5. The printing apparatus according to claim 3 or 4, wherein the conveyance distance correction unit estimates the amount of thermal energy supplied to the recording medium using a progress of a thermal transfer of each color material performed by the image transfer unit when the loss of synchronism is detected by the synchronism loss detection sensor.

6. The printing apparatus according to any one of claims 2 to 5, wherein, if the recording medium is supplied from a rolled state, the conveyance distance correction unit corrects the conveyance distance of the recording medium based on a consumed amount in association with the rolled state when the loss of synchronism is detected by the synchronism loss detection sensor.
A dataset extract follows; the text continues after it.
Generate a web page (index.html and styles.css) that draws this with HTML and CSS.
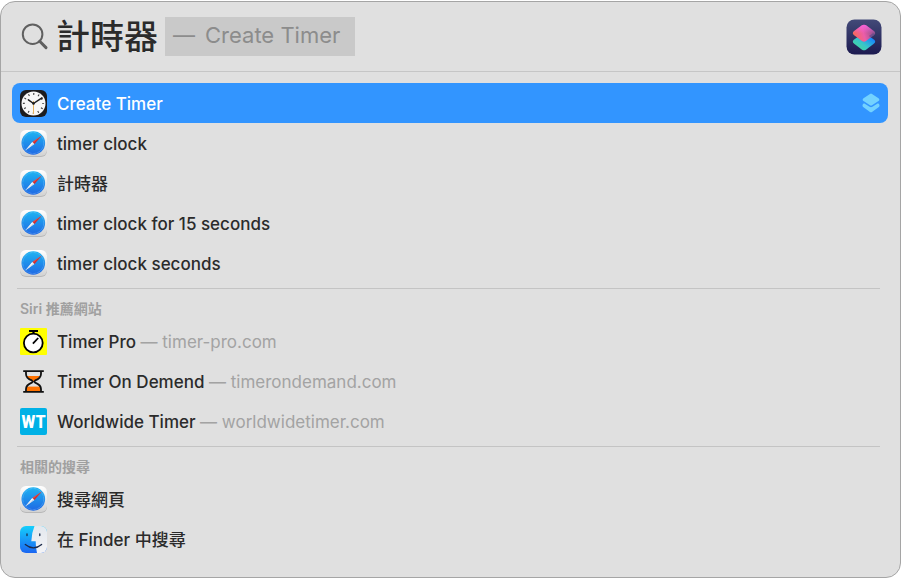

7. The printing apparatus according to claim 6, wherein, if the image transfer unit thermally transfers the color material from a ribbon-shaped member, the conveyance distance correction unit estimates the consumed amount in association with the rolled state of the recording medium using a detection result of a consumed amount of the ribbon-shaped member.

8. The printing apparatus according to any one of claims 2 to 7, wherein the conveyance distance correction unit corrects the conveyance distance of the recording medium based on a detection result of an environmental condition in the apparatus when the loss of synchronism is detected by the synchronism loss detection sensor.

9. The printing apparatus according to any one of claims 1 to 8, wherein the image transfer unit is configured to thermally transfer each color material to the recording medium when the recording medium is conveyed from the transfer start position toward an upstream side of a direction of conveyance.